Could you and your family increase your awareness and practice of gratitude and gratefulness this month? Think about this:  It only takes 3 weeks to make a new habit.  Wouldn’t it be wonderful if we all ‘upped’ our gratitude quotient and began the New Year with a higher level of ‘gratitude competency’?
Here are three simple ways to increase your meaningful and intentional gratitude/gratefulness practice this month.  May it be a practice that continues with you and your family throughout the years to come!

1. Say ‘Thank You’…in complete sentences.
This is an important skill and element to ensure the practice is not an ‘empty habit’.
“Thank you for opening the door for me.”
“Thank you for bringing me my backpack, Mom.”
“Mark- thank you for picking up the extra ingredients at the grocery store today.”

Ask you family to make the effort to say ‘Thank you’ in complete sentences…watch and listen for the difference it makes.

2. Have a ‘Do Good Day’.
Target chores around the house the kids can earn money doing. The money they earn on that day goes to ‘sharing something with others’ - donating earned money to a food bank or homeless shelter or to another local community nonprofit.  Is money tight right now?  It does not have to be big or grandiose…the ‘Do Good Day‘ is meant to be sincere. Why not clean up and clear out the toys and books your kids have out grown and donate them to the local homeless shelter?

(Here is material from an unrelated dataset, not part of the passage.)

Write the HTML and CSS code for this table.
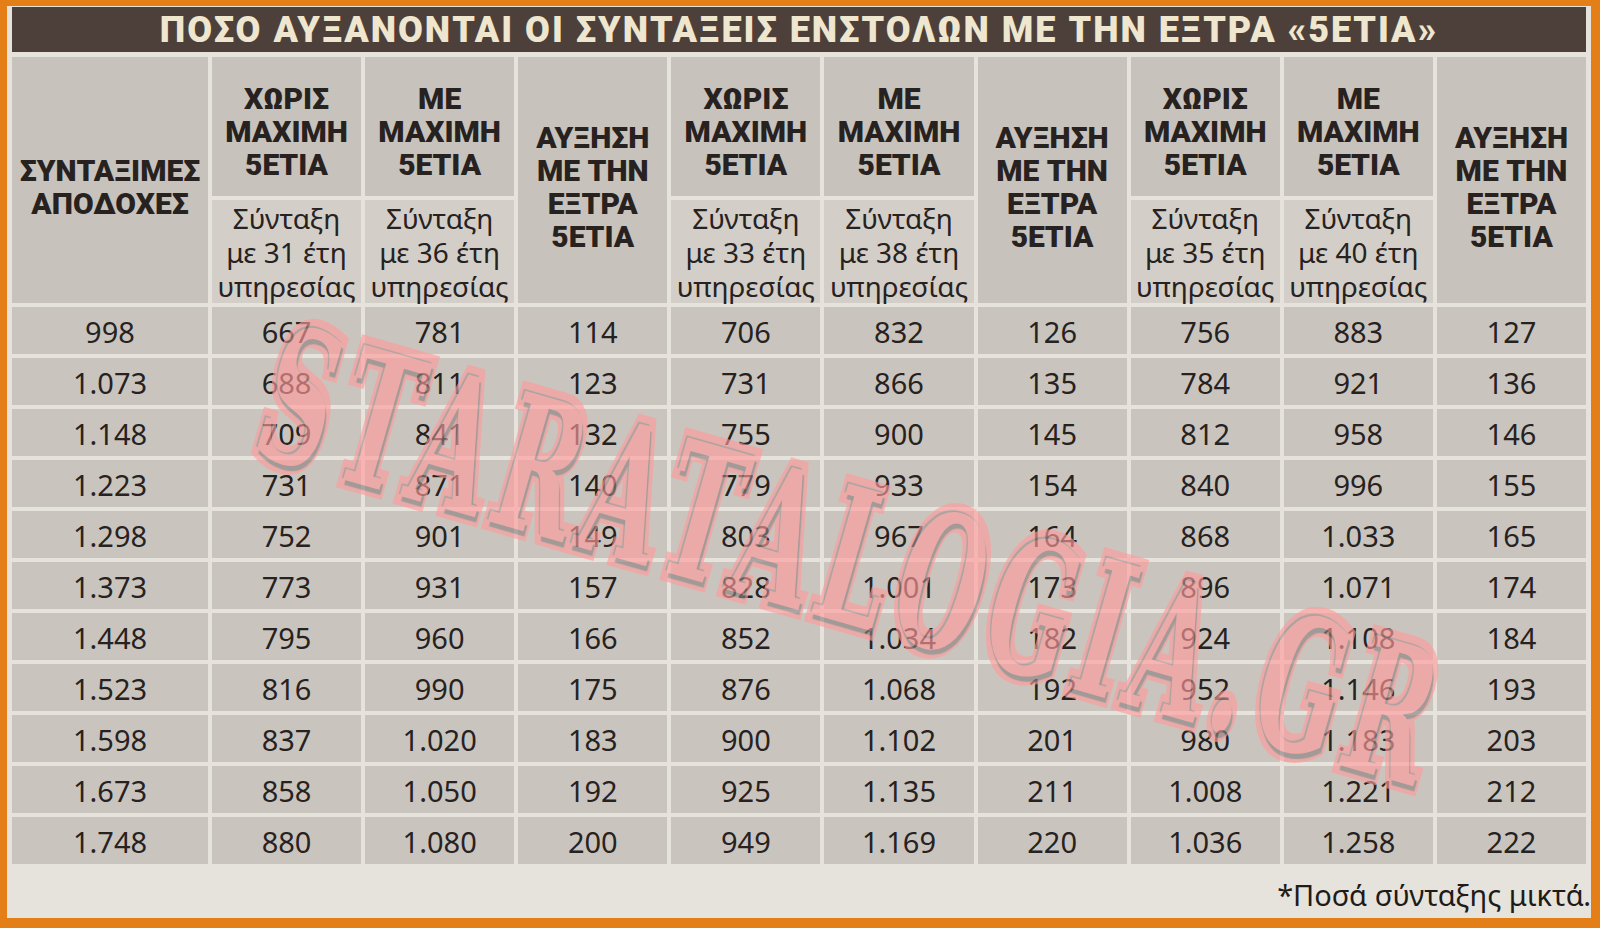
FILE: index.html
```html
<!DOCTYPE html>
<html lang="el">
<head>
<meta charset="utf-8">
<title>ΠΟΣΟ ΑΥΞΑΝΟΝΤΑΙ ΟΙ ΣΥΝΤΑΞΕΙΣ ΕΝΣΤΟΛΩΝ</title>
<link rel="stylesheet" href="styles.css">
</head>
<body>
<div class="sheet">
  <div class="title">ΠΟΣΟ ΑΥΞΑΝΟΝΤΑΙ ΟΙ ΣΥΝΤΑΞΕΙΣ ΕΝΣΤΟΛΩΝ ΜΕ ΤΗΝ ΕΞΤΡΑ «5ΕΤΙΑ»</div>
  <div class="grid">
    <div class="h tall">ΣΥΝΤΑΞΙΜΕΣ<br>ΑΠΟΔΟΧΕΣ</div>
    <div class="h">ΧΩΡΙΣ<br>ΜΑΧΙΜΗ<br>5ΕΤΙΑ</div>
    <div class="h">ΜΕ<br>ΜΑΧΙΜΗ<br>5ΕΤΙΑ</div>
    <div class="h tall">ΑΥΞΗΣΗ<br>ΜΕ ΤΗΝ<br>ΕΞΤΡΑ<br>5ΕΤΙΑ</div>
    <div class="h">ΧΩΡΙΣ<br>ΜΑΧΙΜΗ<br>5ΕΤΙΑ</div>
    <div class="h">ΜΕ<br>ΜΑΧΙΜΗ<br>5ΕΤΙΑ</div>
    <div class="h tall">ΑΥΞΗΣΗ<br>ΜΕ ΤΗΝ<br>ΕΞΤΡΑ<br>5ΕΤΙΑ</div>
    <div class="h">ΧΩΡΙΣ<br>ΜΑΧΙΜΗ<br>5ΕΤΙΑ</div>
    <div class="h">ΜΕ<br>ΜΑΧΙΜΗ<br>5ΕΤΙΑ</div>
    <div class="h tall">ΑΥΞΗΣΗ<br>ΜΕ ΤΗΝ<br>ΕΞΤΡΑ<br>5ΕΤΙΑ</div>

    <div class="sub">Σύνταξη<br>με 31 έτη<br>υπηρεσίας</div>
    <div class="sub">Σύνταξη<br>με 36 έτη<br>υπηρεσίας</div>
    <div class="sub">Σύνταξη<br>με 33 έτη<br>υπηρεσίας</div>
    <div class="sub">Σύνταξη<br>με 38 έτη<br>υπηρεσίας</div>
    <div class="sub">Σύνταξη<br>με 35 έτη<br>υπηρεσίας</div>
    <div class="sub">Σύνταξη<br>με 40 έτη<br>υπηρεσίας</div>

    <div class="c">998</div><div class="c">667</div><div class="c">781</div><div class="c">114</div><div class="c">706</div><div class="c">832</div><div class="c">126</div><div class="c">756</div><div class="c">883</div><div class="c">127</div>
    <div class="c">1.073</div><div class="c">688</div><div class="c">811</div><div class="c">123</div><div class="c">731</div><div class="c">866</div><div class="c">135</div><div class="c">784</div><div class="c">921</div><div class="c">136</div>
    <div class="c">1.148</div><div class="c">709</div><div class="c">841</div><div class="c">132</div><div class="c">755</div><div class="c">900</div><div class="c">145</div><div class="c">812</div><div class="c">958</div><div class="c">146</div>
    <div class="c">1.223</div><div class="c">731</div><div class="c">871</div><div class="c">140</div><div class="c">779</div><div class="c">933</div><div class="c">154</div><div class="c">840</div><div class="c">996</div><div class="c">155</div>
    <div class="c">1.298</div><div class="c">752</div><div class="c">901</div><div class="c">149</div><div class="c">803</div><div class="c">967</div><div class="c">164</div><div class="c">868</div><div class="c">1.033</div><div class="c">165</div>
    <div class="c">1.373</div><div class="c">773</div><div class="c">931</div><div class="c">157</div><div class="c">828</div><div class="c">1.001</div><div class="c">173</div><div class="c">896</div><div class="c">1.071</div><div class="c">174</div>
    <div class="c">1.448</div><div class="c">795</div><div class="c">960</div><div class="c">166</div><div class="c">852</div><div class="c">1.034</div><div class="c">182</div><div class="c">924</div><div class="c">1.108</div><div class="c">184</div>
    <div class="c">1.523</div><div class="c">816</div><div class="c">990</div><div class="c">175</div><div class="c">876</div><div class="c">1.068</div><div class="c">192</div><div class="c">952</div><div class="c">1.146</div><div class="c">193</div>
    <div class="c">1.598</div><div class="c">837</div><div class="c">1.020</div><div class="c">183</div><div class="c">900</div><div class="c">1.102</div><div class="c">201</div><div class="c">980</div><div class="c">1.183</div><div class="c">203</div>
    <div class="c">1.673</div><div class="c">858</div><div class="c">1.050</div><div class="c">192</div><div class="c">925</div><div class="c">1.135</div><div class="c">211</div><div class="c">1.008</div><div class="c">1.221</div><div class="c">212</div>
    <div class="c">1.748</div><div class="c">880</div><div class="c">1.080</div><div class="c">200</div><div class="c">949</div><div class="c">1.169</div><div class="c">220</div><div class="c">1.036</div><div class="c">1.258</div><div class="c">222</div>
  </div>
  <div class="note">*Ποσά σύνταξης μικτά.</div>
  <div class="wm"><span>STARATALOGIA.GR</span></div>
</div>
</body>
</html>
```

FILE: styles.css
```css
html, body {
  margin: 0;
  padding: 0;
}
body {
  width: 1600px;
  height: 928px;
  background: #e47f17;
  overflow: hidden;
}
.sheet {
  position: relative;
  box-sizing: border-box;
  width: 1584px;
  height: 912px;
  margin: 6px 9px 10px 7px;
  padding: 1px 5px 0 5px;
  background: #e6e3dd;
  display: flex;
  flex-direction: column;
  overflow: hidden;
}
.title {
  height: 45px;
  background: #4d403a;
  color: #efe6cf;
  font-family: Roboto, "Noto Sans", sans-serif;
  font-weight: 900;
  font-size: 36px;
  line-height: 47px;
  letter-spacing: 2px;
  text-align: center;
  white-space: nowrap;
}
.grid {
  margin-top: 5px;
  display: grid;
  grid-template-columns: 196px repeat(9, 1fr);
  grid-template-rows: 139px 103px repeat(11, 47px);
  gap: 4px;
}
.h, .sub, .c {
  display: flex;
  align-items: center;
  justify-content: center;
  text-align: center;
  color: #27221f;
}
.h {
  background: #c7c3bc;
  font-family: Roboto, "Noto Sans", sans-serif;
  font-weight: 900;
  font-size: 30px;
  line-height: 33px;
  padding-top: 10px;
  box-sizing: border-box;
}
.h.tall {
  grid-row: span 2;
  padding-top: 14px;
}
.sub {
  background: #d3cfc8;
  font-family: "Noto Sans", sans-serif;
  font-size: 28px;
  line-height: 34px;
  white-space: nowrap;
}
.c {
  background: #c9c5be;
  font-family: "Noto Sans", sans-serif;
  font-size: 29px;
  line-height: 47px;
  padding-top: 2px;
  box-sizing: border-box;
}
.note {
  margin-top: 15px;
  margin-right: -5px;
  text-align: right;
  font-family: "Noto Sans", sans-serif;
  font-size: 29px;
  line-height: 32px;
  color: #1e1b19;
}
.wm {
  position: absolute;
  left: 846px;
  top: 552px;
  width: 0;
  height: 0;
  display: flex;
  align-items: center;
  justify-content: center;
  transform: rotate(16deg) scale(0.82, 1.55);
  opacity: 0.64;
  pointer-events: none;
}
.wm span {
  white-space: nowrap;
  font-family: "DejaVu Serif", serif;
  font-weight: 700;
  font-size: 120px;
  line-height: 1;
  letter-spacing: 12px;
  color: #ff9c9c;
  -webkit-text-stroke: 12px #ff9c9c;
  paint-order: stroke fill;
  text-shadow: 3px 3px 1px #8c8282, -2px -1px 1px #9a9090;
}
```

3. List out 5 things you appreciate or are grateful for each day.
The list can build on a sheet of paper taped to the wall. If you have one of those chalkboard walls allow your artists to record and decorate! Some families keep a gratitude journal. If life is really pulling you in 50 directions, post it notes made in the car that can be posted where all the family wash hands or hang coats is a great way to get started acknowledging your gratefulness!

Happy November, Happy Thanksgiving!  We wish you a Happy Fine-Tuned Family Journey!